Emergency Medicine Residents at the Korle Bu Teaching Hospital (KBTH) have responded sharply to the hospital management’s recent statements regarding the surge in patient admissions, emphasizing that the crisis reflects systemic failures rather than isolated institutional issues.
In a press release issued Monday, the residents stressed that video footage showing patients treated on the floor during surges is “authentic” and not a result of media exaggeration. “When the surge in patients exhausted all available beds, chairs were provided. When those chairs were also exhausted, patients had no option but to receive care on the floor,” the statement said.
The residents criticized KBTH management’s focus on the procurement of 200 beds, arguing that such measures alone cannot address the crisis. “Beds without functional oxygen points, airway equipment, monitoring tools, adequate floor space, and sufficient nursing and physician staffing ratios do not improve care.

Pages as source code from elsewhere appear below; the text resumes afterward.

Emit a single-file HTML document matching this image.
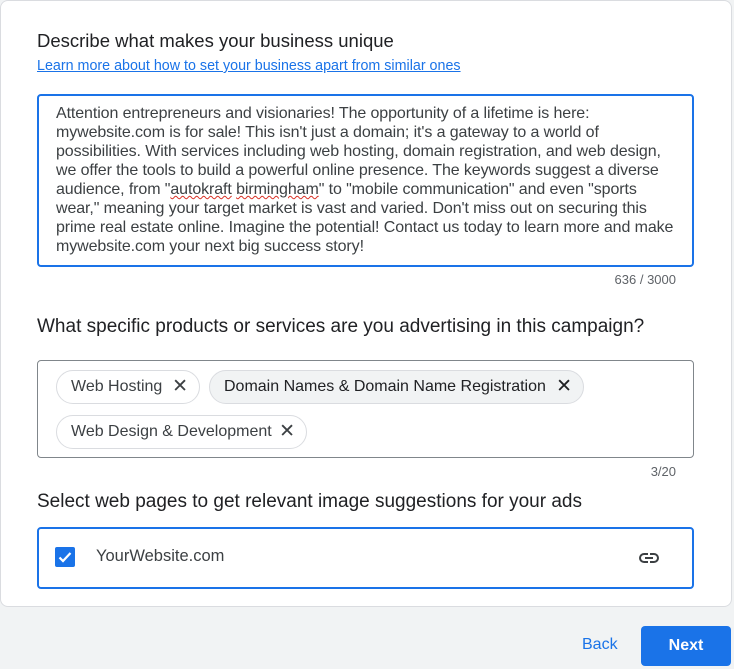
<!DOCTYPE html>
<html><head><style>
*{box-sizing:border-box;margin:0;padding:0}
body{width:734px;height:669px;background:#f1f3f4;font-family:"Liberation Sans",sans-serif;position:relative;overflow:hidden;color:#202124}
.card{position:absolute;left:0;top:0;width:732px;height:607px;background:#fff;border:1px solid #dadce0;border-radius:8px}
.a{position:absolute;white-space:nowrap}
h2{font-size:19px;font-weight:normal;color:#202124}
.ta{position:absolute;left:37px;top:94px;width:657px;height:173px;border:2px solid #1a73e8;border-radius:4px;padding:8px 0 0 17px;font-size:16px;line-height:19px;color:#3c4043;white-space:nowrap;letter-spacing:-0.1px}
.sq{text-decoration:underline wavy #d93025;text-decoration-thickness:1px}
.cnt{font-size:13px;color:#5f6368}
.chips{position:absolute;left:37px;top:360px;width:657px;height:98px;border:1px solid #80868b;border-radius:4px}
.chip{position:absolute;height:34px;border:1px solid #dadce0;border-radius:17px;font-size:16px;color:#3c4043;padding:0 0 0 14px;line-height:32px}
.chip b{font-weight:normal;font-size:19px;position:absolute;right:11px;top:0}
.box{position:absolute;left:37px;top:527px;width:657px;height:62px;border:2px solid #1a73e8;border-radius:4px}
.cb{position:absolute;left:16px;top:18px;width:20px;height:20px;background:#1a73e8;border-radius:2px}
.next{position:absolute;left:641px;top:626px;width:90px;height:40px;background:#1a73e8;border-radius:4px;color:#fff;font-size:16px;font-weight:bold;text-align:center;line-height:40px}
</style></head><body>
<div class="card"></div>
<h2 class="a" style="left:37px;top:30px;font-size:18.5px">Describe what makes your business unique</h2>
<div class="a" style="left:37px;top:58px;font-size:14.3px;color:#1a73e8;text-decoration:underline">Learn more about how to set your business apart from similar ones</div>
<div class="ta">Attention entrepreneurs and visionaries! The opportunity of a lifetime is here:<br>mywebsite.com is for sale! This isn't just a domain; it's a gateway to a world of<br>possibilities. With services including web hosting, domain registration, and web design,<br>we offer the tools to build a powerful online presence. The keywords suggest a diverse<br>audience, from "<span class="sq">autokraft</span> <span class="sq">birmingham</span>" to "mobile communication" and even "sports<br>wear," meaning your target market is vast and varied. Don't miss out on securing this<br>prime real estate online. Imagine the potential! Contact us today to learn more and make<br>mywebsite.com your next big success story!</div>
<div class="a cnt" style="right:58px;top:272px">636 / 3000</div>
<h2 class="a" style="left:37px;top:316px">What specific products or services are you advertising in this campaign?</h2>
<div class="chips">
<div class="chip" style="left:18px;top:9px;width:144px">Web Hosting<b>✕</b></div>
<div class="chip" style="left:171px;top:9px;width:375px;background:#f1f3f4;color:#202124">Domain Names &amp; Domain Name Registration<b>✕</b></div>
<div class="chip" style="left:18px;top:54px;width:251px">Web Design &amp; Development<b>✕</b></div>
</div>
<div class="a cnt" style="right:58px;top:464px">3/20</div>
<h2 class="a" style="left:37px;top:491px">Select web pages to get relevant image suggestions for your ads</h2>
<div class="box">
<div class="cb"><svg width="20" height="20" viewBox="0 0 20 20"><path d="M4.5 10.5l3.5 3.5 7.5-8" stroke="#fff" stroke-width="2.2" fill="none"/></svg></div>
<div class="a" style="left:57px;top:18px;font-size:16.5px;color:#3c4043">YourWebsite.com</div>
<svg class="a" style="left:598px;top:17px" width="24" height="24" viewBox="0 0 24 24"><path d="M11 8H7a4 4 0 0 0 0 8h4M13 8h4a4 4 0 0 1 0 8h-4M8 12h8" stroke="#3c4043" stroke-width="2" fill="none"/></svg>
</div>
<div class="a" style="left:582px;top:636px;font-size:16px;color:#1a73e8">Back</div>
<div class="next">Next</div>
</body></html>
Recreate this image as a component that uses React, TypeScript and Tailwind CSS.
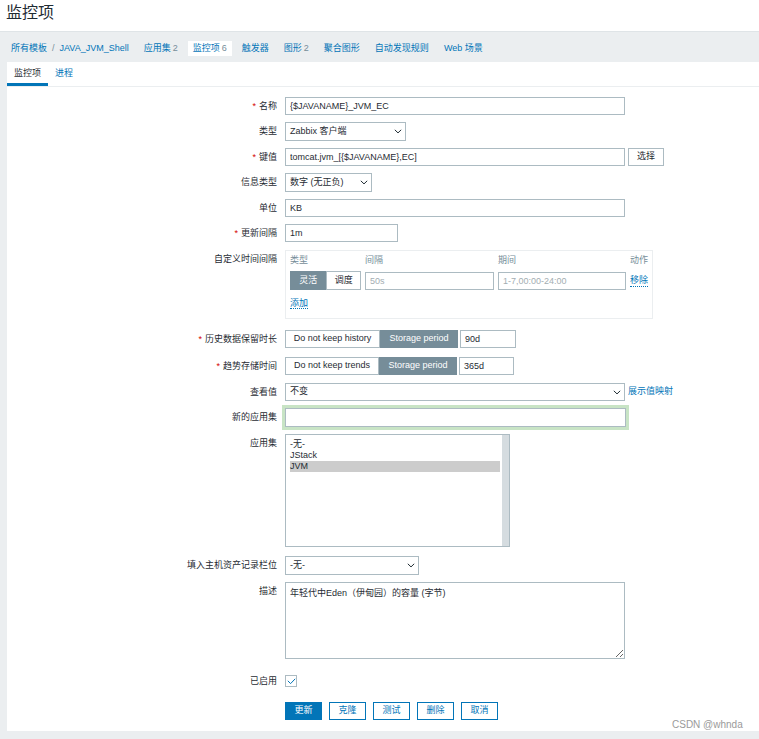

They congest an already overwhelmed space,” the statement noted.
Highlighting broader national challenges, the residents described the situation as a “symptom of a fractured national emergency response system,” citing dysfunctional referral pathways, absent pre-hospital coordination, and the lack of a real-time national bed-tracking system.
The statement concluded with a call for systemic reform: “We do not call for more beds in hallways. We call for a strengthened national healthcare grid… The crisis is real. And the response must be equally real.”
The residents urged both KBTH management and the Ministry of Health to move beyond PR-focused responses and commit to transparent, systemic solutions to the emergency care challenges facing Ghana.